Mikaela swatted at her ear as if she were trying to shoo away an annoying fly. She saw Ratchet nod feverishly.

"It works."

"Mikaela, can you hear me?"

Mikaela nodded, staring at Optimus, seeing a smile tug at the corners of his lips. "God," she said. "Its like you're right there, whispering in my ear."

"Try sending me a message."

"I don't' know how."

"Just focus," Optimus tapped the side of his head. "It will take a while, but eventually you will get used to it."

Mikaela highly doubted that, but she tried anyway, for her sake, and for Ratchet's sake. She was sure he wouldn't want to go on a scavenger hunt inside her head again.

"Optimus?"

Mikaela just thought the words, her processors seeming to comprehend, interpret, and send them along a linked network so fast that she could barely understand it herself.

"Loud and clear."

Mikaela couldn't help the sudden laugh that welled up in her throat.

"You're welcome," Ratchet mumbled, sighing, turning to the side. "Internal communications will come in handy, soon."

Mikaela barely even noticed Sam approaching. Mikaela looked for his shadow, but Trina was nowhere around.

"Mastered a new skill," Sam patted her leg. "What's next? Learning how to do kickass moves like Sideswipe?"

"How come Sideswipe gets all the credit?" Ratchet called from the shed. "I do plenty of 'kickass' moves!"

Sam snorted, unable to contain his laughter.

"Sideswipe has wheels, Ratchet," Mikaela replied. Then, thinking, she said, "I'm gonna have to ask Ratchet for a pair of those."

"Not until you learn," Optimus said, kneeling down to face Sam. "How are you, Sam."

"Good," Sam gave a languid wave. "Can I borrow Mikaela for a second? You know, if Ratchet isn't done with her."
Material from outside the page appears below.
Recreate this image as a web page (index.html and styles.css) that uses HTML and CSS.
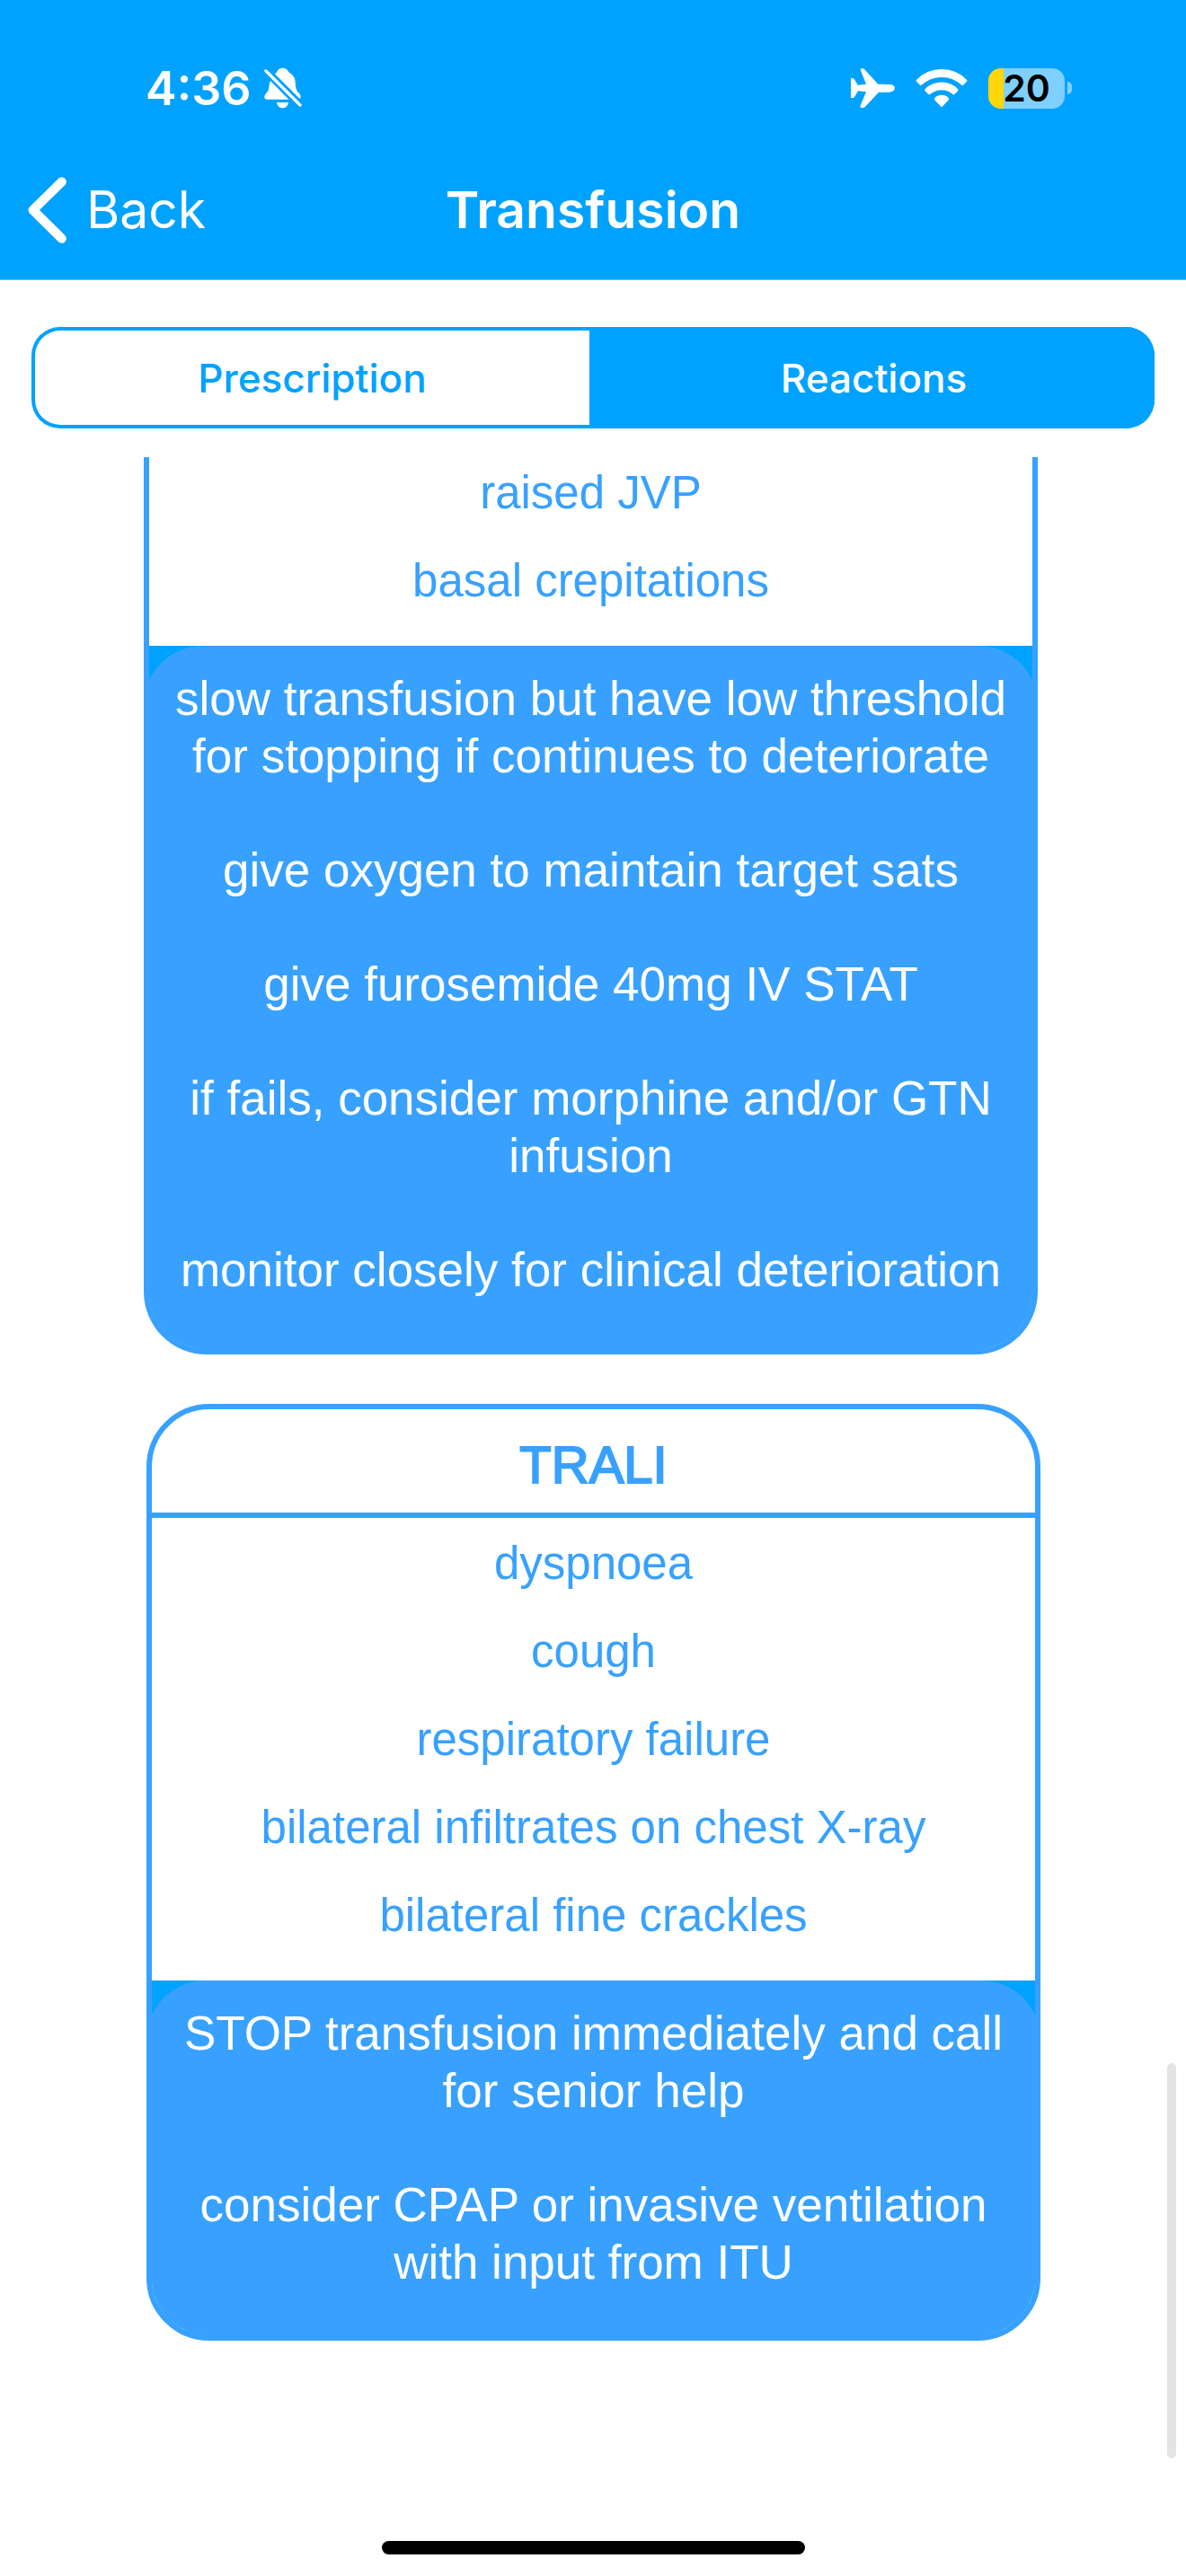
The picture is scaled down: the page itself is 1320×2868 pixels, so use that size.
FILE: index.html
```html
<!DOCTYPE html>
<html lang="en">
<head>
<meta charset="utf-8">
<meta name="viewport" content="width=device-width, initial-scale=1">
<title>Transfusion</title>
<link rel="stylesheet" href="styles.css">
</head>
<body>
<header class="header">
  <div class="status">
    <div class="status-group">
      <span class="time">4:36</span>
      <svg class="icon-bell" viewBox="881 106 127 137" aria-hidden="true">
        <path d="M917 127Q924 123 925 118Q930 107 943 107Q956 107 962 118Q963 122 968 124Q985 134 986 158Q987 180 994 187Q1004 195 1004 203Q1004 209 1000 210Z"/>
        <path d="M902 150L964 213H888Q882 212 882 205Q882 198 888 192Q897 184 897 172Q898 158 902 150Z"/>
        <path d="M923 223H963Q959 242 943 242Q927 242 923 223Z"/>
        <path class="stroke" d="M887 117L1002 232"/>
      </svg>
    </div>
    <div class="status-group status-group--right">
      <svg class="icon-plane" viewBox="141 78 147 132" aria-hidden="true">
        <path d="M288 144Q286 132 270 132L232 131L188 83Q184 78 176 79Q171 80 174 86L192 131L164 134L153 115Q151 111 143 111H141V177H147Q151 177 153 174L165 154L192 157L172 205Q171 210 176 210H181Q186 210 189 206L234 158H270Q286 156 288 144Z"/>
      </svg>
      <svg class="icon-wifi" viewBox="359 75 174 127" aria-hidden="true">
        <path d="M361 111Q396 75 446 75Q496 75 531 111Q533 114 531 116L519 129Q517 131 514 129Q485 102 446 102Q407 102 378 129Q375 131 373 129L361 116Q359 114 361 111Z"/>
        <path d="M390 142Q413 119 446 119Q479 119 501 142Q503 145 501 148L489 160Q487 162 484 160Q468 145 446 145Q424 145 407 160Q404 162 402 160L390 148Q388 145 390 142Z"/>
        <path d="M422 173Q430 162 446 162Q462 162 470 173Q472 176 469 179L448 201Q446 203 444 201L423 179Q420 176 422 173Z"/>
      </svg>
      <div class="battery"><span class="battery-level">20</span><span class="battery-cap"></span></div>
    </div>
  </div>
  <nav class="nav">
    <a class="back" href="#back">
      <svg class="icon-back" viewBox="93 470 130 223" aria-hidden="true"><path d="M207 486L110 581L207 677"/></svg>
      Back
    </a>
    <h1 class="title">Transfusion</h1>
  </nav>
</header>

<div class="segments" role="tablist">
  <button class="segment" type="button" role="tab" aria-selected="false">Prescription</button>
  <button class="segment segment--active" type="button" role="tab" aria-selected="true">Reactions</button>
</div>

<main class="content">
  <section class="card card--continued">
    <ul class="symptoms">
      <li>raised JVP</li>
      <li>basal crepitations</li>
    </ul>
    <div class="actions">
      <div class="actions-panel">
        <p>slow transfusion but have low threshold for stopping if continues to deteriorate</p>
        <p>give oxygen to maintain target sats</p>
        <p>give furosemide 40mg IV STAT</p>
        <p>if fails, consider morphine and/or GTN infusion</p>
        <p>monitor closely for clinical deterioration</p>
      </div>
    </div>
  </section>

  <section class="card">
    <h2 class="card-title">TRALI</h2>
    <ul class="symptoms">
      <li>dyspnoea</li>
      <li>cough</li>
      <li>respiratory failure</li>
      <li>bilateral infiltrates on chest X-ray</li>
      <li>bilateral fine crackles</li>
    </ul>
    <div class="actions">
      <div class="actions-panel">
        <p>STOP transfusion immediately and call for senior help</p>
        <p>consider CPAP or invasive ventilation with input from ITU</p>
      </div>
    </div>
  </section>
  <div class="scroll-thumb"></div>
</main>

<footer class="footer"><div class="home-indicator"></div></footer>
</body>
</html>
```
FILE: styles.css
```css
:root {
  --brand: #00a2ff;
  --card: #38a1ff;
}

* { box-sizing: border-box; }

body {
  margin: 0;
  min-height: 100vh;
  display: flex;
  flex-direction: column;
  background: #fff;
  font-family: Inter, "Liberation Sans", sans-serif;
}

h1, h2, p, ul { margin: 0; padding: 0; }

/* Header */
.header {
  padding-top: 40px;
  background: var(--brand);
  border-bottom: 1px solid #a8b4bd;
  color: #fff;
}

.status {
  display: flex;
  justify-content: space-between;
  height: 116px;
  padding: 0 127px 0 162px;
}

.status-group { display: flex; align-items: center; gap: 14px; }
.status-group--right { gap: 23px; }

.time { font-size: 52px; font-weight: 600; }

svg { fill: #fff; flex: none; }
.icon-bell { width: 42px; height: 46px; }
.icon-bell .stroke { stroke: #fff; stroke-width: 10; stroke-linecap: round; }
.icon-plane { width: 49px; height: 44px; }
.icon-wifi { width: 58px; height: 42px; }

.battery {
  position: relative;
  display: flex;
  align-items: center;
  justify-content: center;
  width: 85px;
  height: 45px;
  margin-right: 8px;
  border-radius: 14px;
  background: linear-gradient(to right, #ffd60a 20%, #80d0ff 20%);
  color: #000;
  font-size: 41px;
  font-weight: 600;
}

.battery-cap {
  position: absolute;
  left: 88px;
  width: 5px;
  height: 14px;
  border-radius: 0 5px 5px 0;
  background: #80d0ff;
}

.nav {
  display: grid;
  grid-template-columns: 1fr auto 1fr;
  align-items: center;
  height: 155px;
  padding: 0 31px;
}

.back {
  display: flex;
  align-items: center;
  gap: 22px;
  color: #fff;
  font-size: 57px;
  text-decoration: none;
}

.icon-back {
  width: 43px;
  height: 74px;
  fill: none;
  stroke: #fff;
  stroke-width: 31;
  stroke-linecap: round;
  stroke-linejoin: round;
}

.title { font-size: 57px; font-weight: 600; }

/* Segmented control */
.segments {
  display: flex;
  height: 113px;
  margin: 52px 35px 32px;
}

.segment {
  flex: 1;
  padding: 0;
  border: 0;
  border-radius: 32px 0 0 32px;
  background: #fff;
  box-shadow: inset 0 0 0 4px var(--brand);
  color: var(--brand);
  font: 500 44px Inter, "Liberation Sans", sans-serif;
}

.segment--active {
  border-radius: 0 32px 32px 0;
  background: var(--brand);
  color: #fff;
}

/* Reaction cards */
.content {
  position: relative;
  flex: 1;
  display: flex;
  flex-direction: column;
  gap: 55px;
  padding: 0 162px 0 160px;
  font-family: "Liberation Sans", Arial, sans-serif;
  text-align: center;
}

.card {
  margin-left: 3px;
  border: 6px solid var(--card);
  border-radius: 70px;
  overflow: hidden;
  color: var(--card);
}

.card--continued {
  margin: 0 3px 0 0;
  border-top: 0;
  border-radius: 0 0 70px 70px;
}

/* Outlined regular weight gives the title a medium weight */
.card-title {
  padding: 26px 20px 17px;
  border-bottom: 6px solid var(--card);
  font-size: 58px;
  font-weight: 400;
  line-height: 72px;
  -webkit-text-stroke: 2px var(--card);
}

.symptoms {
  display: flex;
  flex-direction: column;
  gap: 36px;
  padding: 20px 20px 41px;
  list-style: none;
  font-size: 51px;
  line-height: 62px;
}

.card--continued .symptoms { padding-top: 9px; }

.actions { background: var(--brand); }

.actions-panel {
  display: flex;
  flex-direction: column;
  gap: 63px;
  margin: 0 -6px;
  padding: 27px 26px 49px;
  border-radius: 66px 66px 0 0;
  background: var(--card);
  color: #fff;
  font-size: 53px;
  line-height: 64px;
}

.card--continued .actions-panel { padding-bottom: 56px; }

.scroll-thumb {
  position: absolute;
  right: 11px;
  bottom: 92px;
  width: 10px;
  height: 440px;
  border-radius: 5px;
  background: #e4e4e4;
}

.footer {
  display: flex;
  justify-content: center;
  padding-bottom: 24px;
}

.home-indicator {
  width: 471px;
  height: 15px;
  border-radius: 8px;
  background: #000;
}
```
Optimus nodded, shooting Mikaela a loot before standing to his full height and thudding over to Ratchet.

"Where are we going?" Mikaela asked as they began to walk.

"You'll see," Sam replied.

"Sam…"

"It's a surprise!" Sam said, and he shushed her when she tried to speak again. "Change of topic. What was with the awkwardness between you and the Boss?"

Sam was a master at changing the subject. Mikaela almost stopped walking, but she pushed forward, content to not let her emotions show.

Finally, she said, "It's nothing. You wouldn't understand."